Spelling prodigy
“How do I remember big words? I don’t know. I guess it’s a gift,” says eight-year-old Abysenya Gordon with the directness typical of children.
The Free Town Primary School student isn’t your ordinary grade three pupil.
Last year, Abysenya turned heads when she spelt the longest word in the English vocabulary without assistance, after seeing it just once. The 45-letter word — pneumonoultramicroscopicsilicovolcanoconiosis — means a lung disease caused by inhaling very fine ash and sand dust.
This year the prodigy upped her game, conquering a much bigger word used to describe the spa waters in Bath, England. Made up of 52 letters, it is the longest word ever created that appears outside literature as of September 2013.
“My new favourite word is aequeosalinocalcalinoceraceoaluminosocupreovitriolic — and it has 52 letters,” Abysenya told the Jamaica Observer.
Not long after, she hastily reeled off all 52 letters, eliciting a proud smile from her mother, Trudiann Bailey.

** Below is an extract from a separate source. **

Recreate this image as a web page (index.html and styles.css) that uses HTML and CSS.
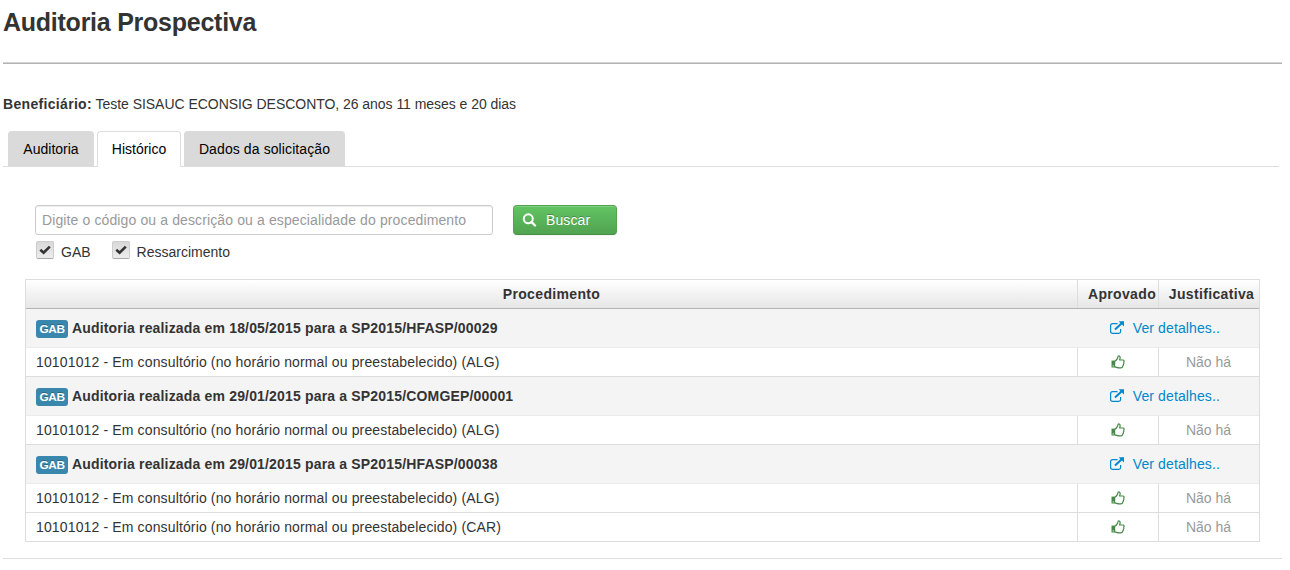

“My hobbies are spelling big words, reading, playing with my dolls and watching TV. And I would love to meet the prime minister one day,” Abysenya added.
“My mom wants me to be a doctor, but I want to be a CEO in the future and I want to enter the Spelling Bee competition to represent Jamaica and win,” she said.
Bailey told the Sunday Observer that she realised her daughter was able to quickly memorise “big words” and spell them as early as age two.
“She knew everybody’s name… all the family members… and all our last names are different, that’s how I knew. At that point, I realised that something is special about this child. It makes me feel so good to know that I have a smart child… a child who is really good at spelling and the big words come like nothing to her. She remembers them and I don’t know how she does it. Sometimes I can’t even call the words that she is spelling,” the Longville Park, Clarendon, resident said.
“From she was small she was able to remember and spell words like hippopotamus, elephant, crocodile, from very early. She has been spelling those words from a long, long time,” the mother explained.
She said, too, that Abysenya sometimes engages her five-year-old brother in spelling bouts.
“Sometimes she tries to teach him and him want her fi rush him,” she said laughing. “But their relationship is okay. My family is so proud of her. Everybody feels good about her. My aunty always telling people ‘Mi niece bright eenuh… mi niece bright.’ People just couldn’t believe that she could spell certain words without looking on anything. So people used to react surprised.”
Prior to Free Town Primary, Abysenya attended Whyte’s Pre-School and Kindergarten where she copped multiple awards.
For the 2019 school year, Abysenya was crowned Best Speller, Best Reader, and Most Outstanding student.
“Her last teacher told me that she was reading at a grade six level when she was in grade two, and her current teachers are always telling me that she’s doing well at school,” Bailey shared.
“I think her knowing how to spell some words that I don’t really know wows me the most. When she was around four years old I use to make videos of her spelling the words. I was wondering if it had something to do with her name, because her name is long. I don’t know if that has anything [to do] with her being able to spell big words,” Bailey said with a chuckle.
“She was telling me about the new one that she knows how to spell with 52 letters and now she is going after one with 183 letters in it. Mi cyaa even say it. Mi a tell her fi calm down and nuh bother mad before time,” Bailey added, laughing even more.
Bailey said the ultimate goal is to have her daughter be a part of the National Spelling Bee competition. She recalled being in talks with a spelling coach last year, but said the novel coronavirus pandemic disrupted the plans.
“Since the pandemic and the lockdowns you can’t really go anywhere, so that’s on hold for right now. What I want, exactly, is for her to enter the Spelling Bee, and I would love for her to win. I don’t know what the terms are… but I want her to enter because I see the potential. I see where she can make it,” Bailey said.
Asked if Abysenya has, like other children, been affected by the lack of face-to-face classes because of the pandemic, Bailey said no.
“With the pandemic and she being at home, it doesn’t really matter to her because she still does well in her schoolwork. I don’t have any problem with that right now. Other than that, it’s just hard because she has a tablet that shuts off sometimes. She really needs a tablet for school,” Bailey said.
Abysenya, though, said she is eager to return to the classroom.
“I don’t like online school. I want to be with my friends,” she told the Sunday Observer.